Green Tea Coconut Rice

green-tea-coconut-rice

I’m a bit obsessed with Matcha green tea.

Maybe it has something to do with the bright grassy flavor that almost makes the mouth pucker. Perhaps it’s because with Matcha, you drink the entire tea leaf, not leaves infused in hot water and then removed. It could be the disarmingly green color and hear me clearly, it should be bright and bold.

The color actually reflects the quality of the tea. While there are cheap versions of Matcha out there, you’ll find them to be dull in color and flat in flavor. Spend the money and invest in good Matcha. You might find yourself newly obsessed. This Japanese green tea typically is served infused with hot water and a special whisk to froth it. Often times, and in the United States it’s become popular to whisk Matcha with hot milk for a creamy beverage.

Maybe you’ve tried Matcha and you didn’t know it. If you’ve guzzled a Green Tea Smoothie or licked and slurped Green Tea ice cream, then chances are pretty high that you too have lapped on the luxurious green tea that is Matcha.

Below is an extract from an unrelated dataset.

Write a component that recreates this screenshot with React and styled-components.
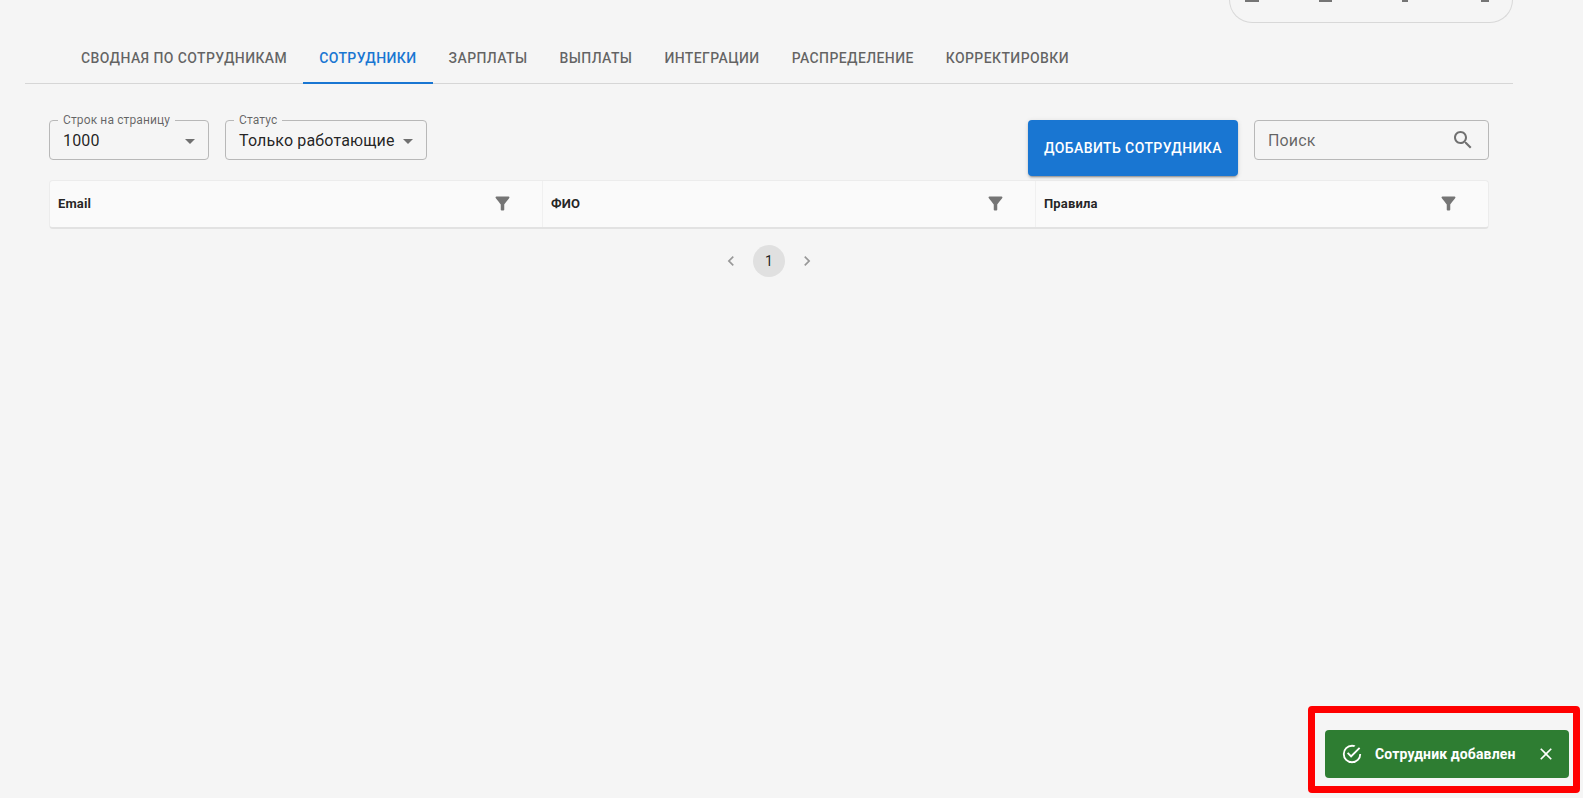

So it’s not such a far leap to consider how that bright, grassy flavor might deepen the creamy decadence that is Coconut Rice. I give you two suggestions below: for a more subtle Green Tea Coconut Rice, use only 2 teaspoons of Matcha and you’ll find the tea will paint the rice kernels a pale green with a flavor profile that is creamy, almost sweet with a slight green tea finish. For something a bit more bold and pictured below, use 2 tablespoons of Matcha green tea and you’ll find a much more pronounced tea flavor, a bright green hue with a slight creaminess of coconut. This bolder Green Tea Coconut Rice really works well and stands up to Asian cuisine like the Thai take-out we ordered for dinner earlier in the month.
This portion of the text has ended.